As a defensive back, Henley intercepted 59 passes for 916 yards and 5 touchdowns, and was selected as an All Star nine times. Following Henley's transition into an offensive player, he was an All Star for the 10th time in 1972 as a wide receiver. Henley won the CFL's Most Outstanding Player Award in 1972 in which the Tiger-Cats won the Grey Cup at their home field, Ivor Wynne Stadium, in Hamilton, Ontario. In 2025, his number 26 was retired by the Tiger-Cats.

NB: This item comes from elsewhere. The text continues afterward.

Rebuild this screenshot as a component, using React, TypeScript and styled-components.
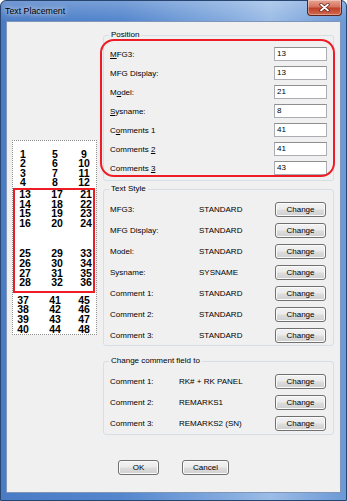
import React from 'react';
import styled, { createGlobalStyle } from 'styled-components';

const GlobalStyle = createGlobalStyle`
  html, body {
    margin: 0;
    padding: 0;
    background: #ffffff;
  }
  body {
    font-family: "Liberation Sans", Arial, sans-serif;
  }
`;

const positionRows = [
  { label: <><u>M</u>FG3:</>, value: '13' },
  { label: <>MFG Display:</>, value: '13' },
  { label: <>M<u>o</u>del:</>, value: '21' },
  { label: <><u>S</u>ysname:</>, value: '8' },
  { label: <>C<u>o</u>mments 1</>, value: '41' },
  { label: <>Comments <u>2</u></>, value: '41' },
  { label: <>Comments <u>3</u></>, value: '43' },
];

const styleRows = [
  { label: 'MFG3:', value: 'STANDARD' },
  { label: 'MFG Display:', value: 'STANDARD' },
  { label: 'Model:', value: 'STANDARD' },
  { label: 'Sysname:', value: 'SYSNAME' },
  { label: 'Comment 1:', value: 'STANDARD' },
  { label: 'Comment 2:', value: 'STANDARD' },
  { label: 'Comment 3:', value: 'STANDARD' },
];

const commentRows = [
  { label: 'Comment 1:', value: 'RK# + RK PANEL' },
  { label: 'Comment 2:', value: 'REMARKS1' },
  { label: 'Comment 3:', value: 'REMARKS2 (SN)' },
];

// builds the rows of a block of 4 lines x 3 columns, starting at a number
const block = (start: number) =>
  [0, 1, 2, 3].map((r) => [start + r, start + 4 + r, start + 8 + r]);

export default function App() {
  return (
    <>
      <GlobalStyle />
      <Window>
        <TitleBar>
          <Title>Text Placement</Title>
          <CloseButton>
            <svg width="11" height="9" viewBox="0 0 11 9">
              <path d="M2 1.5 L9 7.5 M9 1.5 L2 7.5" stroke="#5a1a10" strokeWidth="3.2" strokeLinecap="round" />
              <path d="M2 1.5 L9 7.5 M9 1.5 L2 7.5" stroke="#ffffff" strokeWidth="1.8" strokeLinecap="round" />
            </svg>
          </CloseButton>
        </TitleBar>
        <Client>
          <Body>
            <Sheet>
              <NumberGrid>
                {block(1).map((row) => row.map((n) => <Num key={n}>{n}</Num>))}
              </NumberGrid>
              <Highlight>
                <NumberGrid>
                  {block(13).map((row) => row.map((n) => <Num key={n}>{n}</Num>))}
                </NumberGrid>
                <NumberGrid $gap={21}>
                  {block(25).map((row) => row.map((n) => <Num key={n}>{n}</Num>))}
                </NumberGrid>
              </Highlight>
              <NumberGrid $gap={3}>
                {block(37).map((row) => row.map((n) => <Num key={n}>{n}</Num>))}
              </NumberGrid>
            </Sheet>
            <Groups>
              <GroupBox>
                <GroupTitle>Position</GroupTitle>
                <Rows $top={7} $gap={5} $bottom={5}>
                  {positionRows.map((r, i) => (
                    <Row key={i} $labelWidth={163}>
                      <Label>{r.label}</Label>
                      <Field>{r.value}</Field>
                    </Row>
                  ))}
                </Rows>
                <Marker />
              </GroupBox>
              <GroupBox $top={8}>
                <GroupTitle>Text Style</GroupTitle>
                <Rows $top={8} $gap={6} $bottom={2}>
                  {styleRows.map((r, i) => (
                    <Row key={i} $labelWidth={89} $right={7}>
                      <Label>{r.label}</Label>
                      <Value>{r.value}</Value>
                      <Button>Change</Button>
                    </Row>
                  ))}
                </Rows>
              </GroupBox>
              <GroupBox $top={15}>
                <GroupTitle>Change comment field to</GroupTitle>
                <Rows $top={8} $gap={6} $bottom={3}>
                  {commentRows.map((r, i) => (
                    <Row key={i} $labelWidth={69} $right={7}>
                      <Label>{r.label}</Label>
                      <Value>{r.value}</Value>
                      <Button>Change</Button>
                    </Row>
                  ))}
                </Rows>
              </GroupBox>
            </Groups>
          </Body>
          <Footer>
            <Button $width={41}>OK</Button>
            <Button $width={47}>Cancel</Button>
          </Footer>
        </Client>
      </Window>
    </>
  );
}

const Window = styled.div`
  width: 347px;
  height: 501px;
  box-sizing: border-box;
  display: flex;
  flex-direction: column;
  padding: 0 5px 7px 5px;
  border: 1px solid #27456e;
  border-radius: 6px 6px 0 0;
  font-size: 8px;
  background:
    linear-gradient(to bottom, rgba(255, 255, 255, 0.22), rgba(255, 255, 255, 0) 20px),
    linear-gradient(to right, #4a7cc6 0%, #5486cd 35%, #88aee0 68%, #9cbce6 78%, #6b99d6 100%);
`;

const TitleBar = styled.div`
  height: 20px;
  display: flex;
  align-items: flex-start;
  justify-content: space-between;
`;

const Title = styled.div`
  font-size: 8.8px;
  line-height: 20px;
  color: #000;
  margin-left: -1px;
  text-shadow: 0 0 4px rgba(255, 255, 255, 0.9), 0 0 8px rgba(255, 255, 255, 0.6);
`;

const CloseButton = styled.div`
  width: 35px;
  height: 16px;
  box-sizing: border-box;
  margin-top: -1px;
  margin-right: -1px;
  display: flex;
  align-items: center;
  justify-content: center;
  border: 1px solid #5e2418;
  border-top: none;
  border-radius: 0 0 4px 4px;
  background: linear-gradient(to bottom, #e8a493 0%, #d5735f 45%, #c1412a 55%, #cf6a4f 100%);
  box-shadow: inset 0 0 0 1px rgba(255, 255, 255, 0.35);
`;

const Client = styled.div`
  flex: 1;
  display: flex;
  flex-direction: column;
  background: #f0f0f0;
  border: 1px solid #7f96b8;
`;

const Body = styled.div`
  display: flex;
  align-items: flex-start;
  gap: 6px;
  padding: 13px 6px 0 5px;
`;

const Sheet = styled.div`
  width: 85px;
  box-sizing: border-box;
  margin-top: 105px;
  padding-top: 8.7px;
  background: #ffffff;
  border: 1px dotted #8c8c8c;
`;

const NumberGrid = styled.div<{ $gap?: number }>`
  display: grid;
  grid-template-columns: 20px 44px 14px;
  margin-top: ${(p) => p.$gap ?? 0}px;
`;

const Num = styled.span`
  font-size: 10.5px;
  font-weight: 700;
  line-height: 9.6px;
  text-align: center;
  color: #000;
`;

const Highlight = styled.div`
  border: 2px solid #ee1c24;
  margin-right: 1px;
  padding-bottom: 3px;
`;

const Groups = styled.div`
  width: 231px;
  display: flex;
  flex-direction: column;
`;

const GroupBox = styled.div<{ $top?: number }>`
  position: relative;
  margin-top: ${(p) => p.$top ?? 0}px;
  border: 1px solid #d5dfe5;
  border-radius: 3px;
  padding: 0 6px 0 6px;
`;

const GroupTitle = styled.div`
  display: block;
  width: fit-content;
  margin-top: -6px;
  margin-left: -1px;
  padding: 0 2px;
  background: #f0f0f0;
  font-size: 8px;
  line-height: 10px;
  height: 10px;
  color: #000;
`;

const Rows = styled.div<{ $top: number; $gap: number; $bottom: number }>`
  display: flex;
  flex-direction: column;
  gap: ${(p) => p.$gap}px;
  margin-top: ${(p) => p.$top}px;
  padding-bottom: ${(p) => p.$bottom}px;
`;

const Row = styled.div<{ $labelWidth: number; $right?: number }>`
  display: grid;
  grid-template-columns: ${(p) => p.$labelWidth}px 1fr auto;
  align-items: center;
  padding-right: ${(p) => (p.$right ?? 6) - 6}px;
`;

const Label = styled.span`
  font-size: 8px;
  color: #000;
  white-space: nowrap;
`;

const Value = styled.span`
  font-size: 8px;
  color: #000;
  white-space: nowrap;
`;

const Field = styled.div`
  grid-column: 3;
  width: 53px;
  height: 14px;
  box-sizing: border-box;
  padding-left: 2px;
  background: #ffffff;
  border: 1px solid #abadb3;
  border-top-color: #8e8f8f;
  font-size: 8px;
  line-height: 12px;
  color: #000;
`;

const Button = styled.div<{ $width?: number }>`
  width: ${(p) => p.$width ?? 51}px;
  height: 15px;
  box-sizing: border-box;
  display: flex;
  align-items: center;
  justify-content: center;
  border: 1px solid #707070;
  border-radius: 3px;
  background: linear-gradient(to bottom, #f2f2f2 0%, #ebebeb 48%, #dddddd 52%, #cfcfcf 100%);
  box-shadow: inset 0 0 0 1px #fbfbfb;
  font-size: 8px;
  color: #000;
`;

const Marker = styled.div`
  position: absolute;
  left: -4px;
  top: 3px;
  width: 235px;
  height: 138px;
  box-sizing: border-box;
  border: 2px solid #ee1c24;
  border-radius: 14px;
  pointer-events: none;
`;

const Footer = styled.div`
  display: flex;
  justify-content: center;
  gap: 23px;
  padding-top: 25px;
`;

He played in 7 Grey Cup games, winning 4: the 51st Grey Cup of 1963, the 53rd Grey Cup of 1965 (the so-called 'Wind Bowl'), the 55th Grey Cup of 1967, and the 60th Grey Cup of 1972, losing 3: the 49th Grey Cup of 1961, the 50th Grey Cup of 1962, and the 52nd Grey Cup of 1964.

==Post-football career==
While still playing football in Hamilton, Henley was hired at the University of Guelph by athletic director Bill Mitchell. Henley served as the assistant athletic director, advisor to the football team and taught in the Physical Education program. He also took over the Gryphon Basketball program. In 1973–74, Henley coached the team to its first CIAU national championship.

Henley became the athletic director and coach at Mount Allison University in New Brunswick, and Brock University in Ontario. From 1989 to 1993, Henley was hired as defense coach with the Hamilton Tiger-Cats. He coached the Tiger-Cats to the 1989 Grey Cup, losing to the Saskatchewan Roughriders 40-43. From 1995 to 1996, he served as the Director of Football Operations for the Ottawa Rough Riders, where his teams had a combined 6–30 record. In 1996, Henley moved back to his home state of South Dakota after 36 years in Canada. He finished his career as an athletic director at his alma mater, Huron University. After Huron University closed, Henley became General Manager for Professional Transportation Inc., transporting railroad engineers and conductors. He retired in 2013.

Henley was inducted into the Canadian Football Hall of Fame in 1979, the University of Guelph Athletics Hall of Fame on October 4, 1985, the College Football Hall of Fame in 2004, and the Ontario Sports Hall of Fame in 2015. Henley was voted the sixth greatest CFL player in a poll conducted by Canadian sports network TSN in 2006.